To the Kampmeyer children living in Lake City: Since I am not able to reach you in any other way, this is an attempt to contact you. I am still sad and hurt that you have felt the need to separate us from your life for the last 12 years because of your "duty to serve the Lord" - or is it to serve "Charles Meade?"
We found out on Dec. 22 that our dad (Ed Kampmeyer) and his wife of the last 10-12 years (Dorothine Greaves) were no longer living. After some research into this, we found out that dad died Nov. 26, 1998, and Dorothine had died before him on March 11, 1997. I could not believe that no one even cared enough to contact any of us here. He does have three children, six grandchildren, a sister and many other family members - not just those in your group, even though you do not wish to acknowledge us as family. The fact that I could not turn all control over to you and follow you to Florida seems to have given you the freedom of thinking you can just disown me as a family member. The fact is, I am still your sister/aunt and that bond will never be broken, even though you seem to think it has been.

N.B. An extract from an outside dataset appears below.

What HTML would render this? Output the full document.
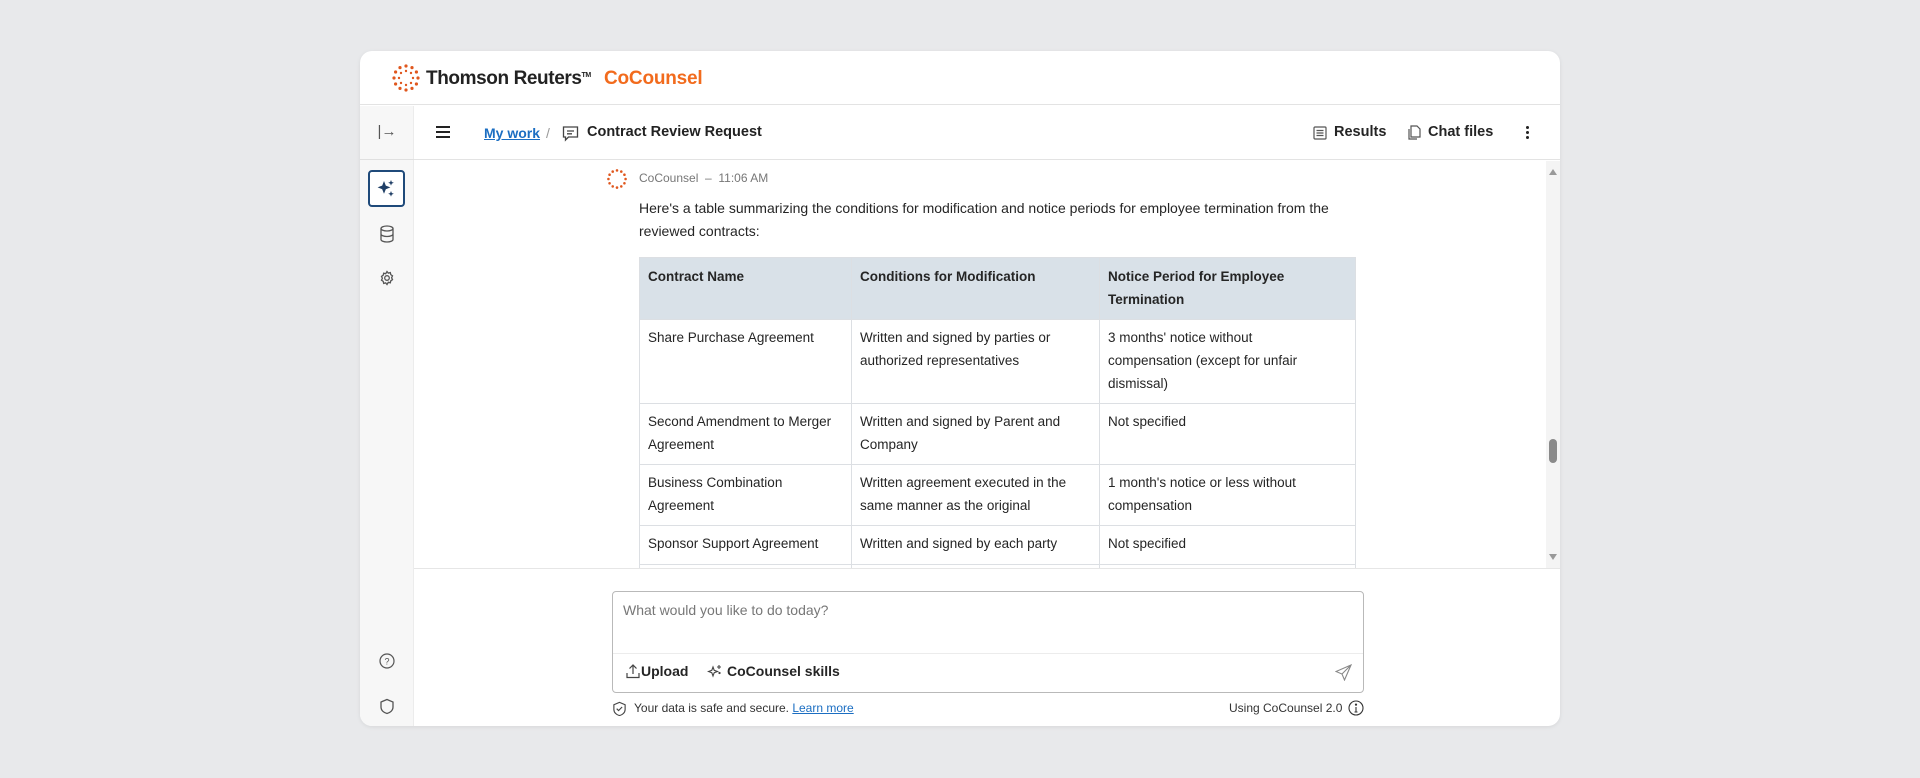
<!DOCTYPE html>
<html><head><meta charset="utf-8"><style>
*{box-sizing:border-box;margin:0;padding:0}
body{width:1920px;height:778px;background:#e8e9eb;font-family:"Liberation Sans",sans-serif;color:#252525;position:relative;overflow:hidden}
.card{position:absolute;left:360px;top:51px;width:1200px;height:675px;background:#fff;border-radius:12px;overflow:hidden;box-shadow:0 1px 4px rgba(0,0,0,.08)}
.abs{position:absolute}
.hdr{left:0;top:0;width:1200px;height:54px;border-bottom:1px solid #e3e3e3}
.side{left:0;top:55px;width:54px;height:620px;background:#f7f7f7;border-right:1px solid #ececec}
.nav{left:54px;top:55px;width:1146px;height:54px;border-bottom:1px solid #e3e3e3}
.t{font-size:14px;line-height:23px}
table{position:absolute;border-collapse:collapse;font-size:13.5px;line-height:23px}
td,th{border:1px solid #dcdfe3;padding:6px 12px 6px 8px;vertical-align:top;text-align:left}
th{background:#d9e1e8;font-weight:bold;padding-top:7px}
</style></head><body>
<div class="card">
 <div class="abs hdr">
  <svg class="abs" style="left:32px;top:13px" width="28" height="28" viewBox="0 0 28 28"><g fill="#e0571e">
   <circle cx="14" cy="2" r="1.6"/><circle cx="20" cy="3.6" r="1.6"/><circle cx="24.4" cy="8" r="1.6"/><circle cx="26" cy="14" r="1.6"/><circle cx="24.4" cy="20" r="1.6"/><circle cx="20" cy="24.4" r="1.6"/><circle cx="14" cy="26" r="1.6"/><circle cx="8" cy="24.4" r="1.6"/><circle cx="3.6" cy="20" r="1.6"/><circle cx="2" cy="14" r="1.6"/><circle cx="3.6" cy="8" r="1.6"/><circle cx="8" cy="3.6" r="1.6"/>
   <circle cx="14" cy="7" r="1.2"/><circle cx="19" cy="9" r="1.2"/><circle cx="21" cy="14" r="1.2"/><circle cx="19" cy="19" r="1.2"/><circle cx="14" cy="21" r="1.2"/><circle cx="9" cy="19" r="1.2"/><circle cx="7" cy="14" r="1.2"/><circle cx="9" cy="9" r="1.2"/></g></svg>
  <div class="abs" style="left:66px;top:17px;font-size:19px;font-weight:bold;color:#222;letter-spacing:-.4px">Thomson Reuters<span style="font-size:7px;vertical-align:top;position:relative;top:4px">TM</span></div>
  <div class="abs" style="left:244px;top:17px;font-size:19px;font-weight:bold;color:#f26b1d;letter-spacing:-.2px">CoCounsel</div>
 </div>
 <div class="abs side">
  <div class="abs" style="left:0;top:0;width:54px;height:54px;border-bottom:1px solid #e0e0e0;text-align:center;line-height:52px;font-size:15px;color:#555">|→</div>
  <div class="abs" style="left:8px;top:64px;width:37px;height:37px;border:2px solid #1f4a7a;border-radius:4px;background:#fff"><svg width="33" height="33" viewBox="0 0 33 33"><path d="M14 9l1.8 4.6 4.6 1.8-4.6 1.8L14 21.8l-1.8-4.6-4.6-1.8 4.6-1.8z" fill="#1f3f66"/><path d="M21 8l.8 2 2 .8-2 .8-.8 2-.8-2-2-.8 2-.8zM21 19l.8 2 2 .8-2 .8-.8 2-.8-2-2-.8 2-.8z" fill="#1f3f66"/></svg></div>
  <svg class="abs" style="left:19px;top:119px" width="16" height="18" viewBox="0 0 16 18" fill="none" stroke="#555" stroke-width="1.3"><ellipse cx="8" cy="3.5" rx="6" ry="2.5"/><path d="M2 3.5v11c0 1.4 2.7 2.5 6 2.5s6-1.1 6-2.5v-11M2 9c0 1.4 2.7 2.5 6 2.5s6-1.1 6-2.5"/></svg>
  <svg class="abs" style="left:19px;top:164px" width="16" height="16" viewBox="0 0 16 16" fill="none" stroke="#555" stroke-width="1.3"><circle cx="8" cy="8" r="2.3"/><path d="M8 1.5l1.3 1.6 2-.5.5 2 1.7 1.2-.9 1.9.9 1.9-1.7 1.2-.5 2-2-.5L8 14.5l-1.3-1.6-2 .5-.5-2-1.7-1.2.9-1.9-.9-1.9 1.7-1.2.5-2 2 .5z"/></svg>
  <svg class="abs" style="left:19px;top:547px" width="16" height="16" viewBox="0 0 16 16" fill="none" stroke="#555" stroke-width="1.2"><circle cx="8" cy="8" r="7"/><text x="8" y="11.5" font-size="9" text-anchor="middle" fill="#555" stroke="none" font-family="Liberation Sans">?</text></svg>
  <svg class="abs" style="left:19px;top:592px" width="16" height="17" viewBox="0 0 16 17" fill="none" stroke="#555" stroke-width="1.3"><path d="M8 1.5L14 4v5c0 3.5-3 5.8-6 6.5-3-.7-6-3-6-6.5V4z"/></svg>
 </div>
 <div class="abs nav">
  <div class="abs" style="left:22px;top:20px;width:14px"><div style="height:2px;background:#222;margin-bottom:3px"></div><div style="height:2px;background:#222;margin-bottom:3px"></div><div style="height:2px;background:#222"></div></div>
  <div class="abs" style="left:70px;top:19px;font-size:14px;font-weight:bold;color:#1b6ec2;text-decoration:underline">My work</div>
  <div class="abs" style="left:132px;top:19px;font-size:14px;color:#999">/</div>
  <svg class="abs" style="left:148px;top:19px" width="17" height="17" viewBox="0 0 17 17" fill="none" stroke="#444" stroke-width="1.3"><path d="M1.5 2h14v10h-9l-3 3v-3h-2z"/><path d="M5 6h7M5 8.8h5"/></svg>
  <div class="abs" style="left:173px;top:18px;font-size:14.5px;font-weight:bold;color:#222">Contract Review Request</div>
  <svg class="abs" style="left:899px;top:20px" width="14" height="14" viewBox="0 0 14 14" fill="none" stroke="#555" stroke-width="1.2"><rect x="1" y="1" width="12" height="12" rx="1"/><path d="M3.5 4.5h7M3.5 7h7M3.5 9.5h7"/></svg>
  <div class="abs" style="left:920px;top:18px;font-size:14.5px;font-weight:bold">Results</div>
  <svg class="abs" style="left:993px;top:19px" width="15" height="16" viewBox="0 0 15 16" fill="none" stroke="#555" stroke-width="1.2"><path d="M4 1h6l3 3v8H4z"/><path d="M2 4v10h8"/></svg>
  <div class="abs" style="left:1014px;top:18px;font-size:14.5px;font-weight:bold">Chat files</div>
  <div class="abs" style="left:1112px;top:20px;width:4px"><div style="width:3px;height:3px;background:#222;border-radius:2px;margin-bottom:2px"></div><div style="width:3px;height:3px;background:#222;border-radius:2px;margin-bottom:2px"></div><div style="width:3px;height:3px;background:#222;border-radius:2px"></div></div>
 </div>
 <!-- chat -->
 <div class="abs" style="left:54px;top:110px;width:1146px;height:407px;overflow:hidden">
  <svg class="abs" style="left:193px;top:8px" width="20" height="20" viewBox="0 0 28 28"><g fill="#e0571e"><circle cx="14" cy="2" r="1.8"/><circle cx="20" cy="3.6" r="1.8"/><circle cx="24.4" cy="8" r="1.8"/><circle cx="26" cy="14" r="1.8"/><circle cx="24.4" cy="20" r="1.8"/><circle cx="20" cy="24.4" r="1.8"/><circle cx="14" cy="26" r="1.8"/><circle cx="8" cy="24.4" r="1.8"/><circle cx="3.6" cy="20" r="1.8"/><circle cx="2" cy="14" r="1.8"/><circle cx="3.6" cy="8" r="1.8"/><circle cx="8" cy="3.6" r="1.8"/></g></svg>
  <div class="abs" style="left:225px;top:10px;font-size:12px;color:#777">CoCounsel &nbsp;–&nbsp; 11:06 AM</div>
  <div class="abs t" style="left:225px;top:36px;width:740px">Here's a table summarizing the conditions for modification and notice periods for employee termination from the reviewed contracts:</div>
  <table style="left:225px;top:96px;width:717px">
   <tr style="height:62px"><th style="width:212px">Contract Name</th><th style="width:248px">Conditions for Modification</th><th style="padding-right:40px">Notice Period for Employee Termination</th></tr>
   <tr style="height:84px"><td>Share Purchase Agreement</td><td>Written and signed by parties or authorized representatives</td><td style="padding-right:40px">3 months' notice without compensation (except for unfair dismissal)</td></tr>
   <tr style="height:61px"><td>Second Amendment to Merger Agreement</td><td>Written and signed by Parent and Company</td><td>Not specified</td></tr>
   <tr style="height:61px"><td>Business Combination Agreement</td><td>Written agreement executed in the same manner as the original</td><td>1 month's notice or less without compensation</td></tr>
   <tr style="height:39px"><td>Sponsor Support Agreement</td><td>Written and signed by each party</td><td>Not specified</td></tr>
   <tr style="height:30px"><td></td><td></td><td></td></tr>
  </table>
  <div class="abs" style="left:1132px;top:0;width:14px;height:407px;background:#f4f4f4"></div>
  <div class="abs" style="left:1135px;top:8px;width:0;height:0;border-left:4px solid transparent;border-right:4px solid transparent;border-bottom:6px solid #999"></div>
  <div class="abs" style="left:1135px;top:393px;width:0;height:0;border-left:4px solid transparent;border-right:4px solid transparent;border-top:6px solid #999"></div>
  <div class="abs" style="left:1135px;top:278px;width:8px;height:24px;background:#8a8a8a;border-radius:4px"></div>
 </div>
 <div class="abs" style="left:54px;top:517px;width:1146px;height:1px;background:#e6e6e6"></div>
 <!-- input -->
 <div class="abs" style="left:252px;top:540px;width:752px;height:102px;border:1px solid #b9b9b9;border-radius:4px">
  <div class="abs" style="left:10px;top:10px;font-size:14px;color:#777">What would you like to do today?</div>
  <div class="abs" style="left:0;top:61px;width:750px;height:1px;background:#ececec"></div>
  <svg class="abs" style="left:13px;top:71px" width="14" height="16" viewBox="0 0 14 16" fill="none" stroke="#444" stroke-width="1.2"><path d="M7 11V2M3.5 5.5L7 2l3.5 3.5M1 10v4.5h12V10"/></svg>
  <div class="abs" style="left:28px;top:71px;font-size:14px;font-weight:bold">Upload</div>
  <svg class="abs" style="left:94px;top:71px" width="16" height="16" viewBox="0 0 16 16" fill="none" stroke="#444" stroke-width="1.1"><path d="M6 4l1.2 3.3L10.5 8.5 7.2 9.7 6 13 4.8 9.7 1.5 8.5 4.8 7.3z"/><path d="M12 2v4M10 4h4"/><circle cx="12.5" cy="10" r=".6"/></svg>
  <div class="abs" style="left:114px;top:71px;font-size:14px;font-weight:bold">CoCounsel skills</div>
  <svg class="abs" style="left:722px;top:72px" width="17" height="17" viewBox="0 0 17 17" fill="none" stroke="#888" stroke-width="1.1"><path d="M16 1L1 7.5l6 2.5 2.5 6z M7 10L16 1"/></svg>
 </div>
 <svg class="abs" style="left:252px;top:650px" width="15" height="15" viewBox="0 0 16 16" fill="none" stroke="#444" stroke-width="1.2"><path d="M8 1.5L14 4v5c0 3.5-3 5.8-6 6.5-3-.7-6-3-6-6.5V4z"/><path d="M5 8.2l2 2 3.8-3.8"/></svg>
 <div class="abs" style="left:274px;top:650px;font-size:12px;color:#333">Your data is safe and secure. <span style="color:#1b6ec2;text-decoration:underline">Learn more</span></div>
 <div class="abs" style="left:869px;top:650px;font-size:12px;color:#333">Using CoCounsel 2.0</div>
 <svg class="abs" style="left:988px;top:649px" width="16" height="16" viewBox="0 0 16 16" fill="none" stroke="#333" stroke-width="1.1"><circle cx="8" cy="8" r="7"/><path d="M8 7v5M6.5 12h3"/><circle cx="8" cy="4.6" r=".6" fill="#333"/></svg>
</div>
</body></html>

It seems your requirement for me to remain family was to leave everything (and everyone) behind here and move to Florida in order to maintain a relationship with my father, sisters and brother and all of the children there that we loved so much. I am thankful for God's grace in upholding me and in helping me get through the loneliness of loosing all of you and he has remained faithful to our family. I have a great husband and a wonderful family here. We have added two sons in love and one daughter in love to our family of three and now have been blessed with seven special grandchildren.
It does break my heart that they are not able to know any of you, as you have always been an important part of my life, both spiritually and as my family. I am sorry the feeling was not mutual like I had thought. My name, phone and address have stayed the same all of these years and despite the many calls and letters we sent - more at first than the last years, since we found it so futile and heart wrenching to never hear from you.
One of my biggest disappointments is that you could not see my true love for the Lord, my gratefulness for my salvation through Jesus Christ my Savior and my desire for Him to have control of my life. This discernment should be evident to fellow believers.
I have tried to be nonjudgmental about your group, privately and/or publicly but have tried to figure out what you really are believing and often tried to defend you as "living as you thought you should." My prayer is that Christ is still the center of your lives and that you could learn to accept our lives as we did try to accept yours. I want to keep Christ the center of my life, not "Meade Ministries" as it seems you feel is so important.
This last blow has been the very hardest of all. In spite of our many calls, messages left, etc., no one seemed to think they needed to respond to any of our messages. Now to find our dad died over a year before Gary, John or I heard about it is so heartbreaking. We can only imagine what happened and know we were not able to show him our comfort and love as we would have liked to.
I had talked with dad since he moved down there and he had told me that Jesus Christ was still his Savior and Lord and I assured him then that we would meet in eternity. I pray that this is true for then, even though he was not free to be with us here on this earth anymore, we will meet again. My love for him never changed but my heart ached knowing what he had to give up and go through to try to prove to you that he loved God enough to ignore half of his family for the "group."
You have always denied that your "group" is a cult. I had tried to deny that also, to many people, until I just had to face the reality that any group that thinks they have all the answers and that they are living "a perfect life with no sin" are not living as Jesus taught. According to the Bible in I John 1:8-9: "If we say that we have no sin, we are fooling ourselves, and the truth is not in us. But if we confess our sins, he will forgive our sins." Your relationship with Jesus is something I can not judge but I know that Jesus said, "Love one another," not only love those who are of every same thought and belief that you are.
Although my heart still aches for each of you, God is good. He has given healing and restoration. I would not feel worthy to ask to be his servant if I were to hold a grudge or harbor unforgiveness against you. Please know that I love each of you and you will continue to hold a special place in my heart.